Photographer Allaire Bartel shares her project that explores the lack of boundaries women face in their everyday life, especially the work place. The photos show what it feels like for the average young female professional engaging in daily activities.
The Pittsburgh-based photographer was inspired to create a photo series on “boundaries” for the 2014 Young Photographers Alliance Mentoring Program. Bartel’s project is designed to capture the oppressiveness of male entitlement that women feel on a daily basis in everyday life.
She explains on her website: “I knew that my photo essay would interpret this as social boundaries faced by women, with the more specific goal of depicting rape culture and everyday sexism.”
Bartel’s formula for the series follows one woman, an average young professional, engaging in daily routines. Each of the settings were chosen from her personal experiences or those of women close to her.
“The concept of male entitlement is represented by male arms and hands performing a variety of actions that are overwhelming intrusive on her body and her life,” Bartel wrote. “In each situation she maintains a blank expression, a visual choice that demonstrates how conditioned we as women have become to accept this atmosphere as excusable and even normal.”
The resulting images from Bartel’s project are as bold as they are uncomfortable. They illustrate the experiences women face when being propositioned in a professional setting, cat-called on the street, or unable to escape a controlling relationship.
“They represent the experiences of women everywhere.” Bartel concludes.

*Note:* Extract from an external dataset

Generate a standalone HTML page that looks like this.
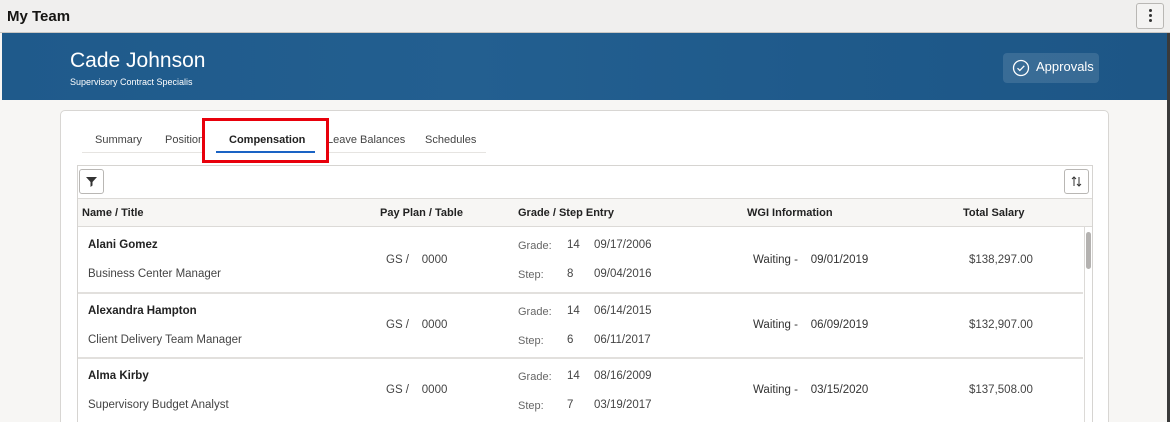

And she’s not wrong. The majority of sexual harassment victims are women (81% to be exact). The sexual harassment in the workplace statistics note that 28% of victims don’t report the harassment to human resources or management usually out of fear that nothing will be done. While that is taking place in respective work environments, 68% of women experience harassment in public spaces, including streets and parks.
Breaking it down further, one in three women have been sexually harassed at work.
Even though most companies have some sort of policy in place, sexual harassment continues to rear its ugly head in today’s workplace. A 2015 study by Cosmopolitan revealed that one in three women, aged 18 to 34, have been sexually harassed at work.
What is even more shocking is the fact that some women do not even realize the way they’re being treated constitutes sexual harassment. The same study found that, while 16% of women surveyed said “no” when asked if they had been sexually harassed at work, those same women said “yes” to experiencing sexually explicit or sexist remarks.
It’s time to do better, to be better.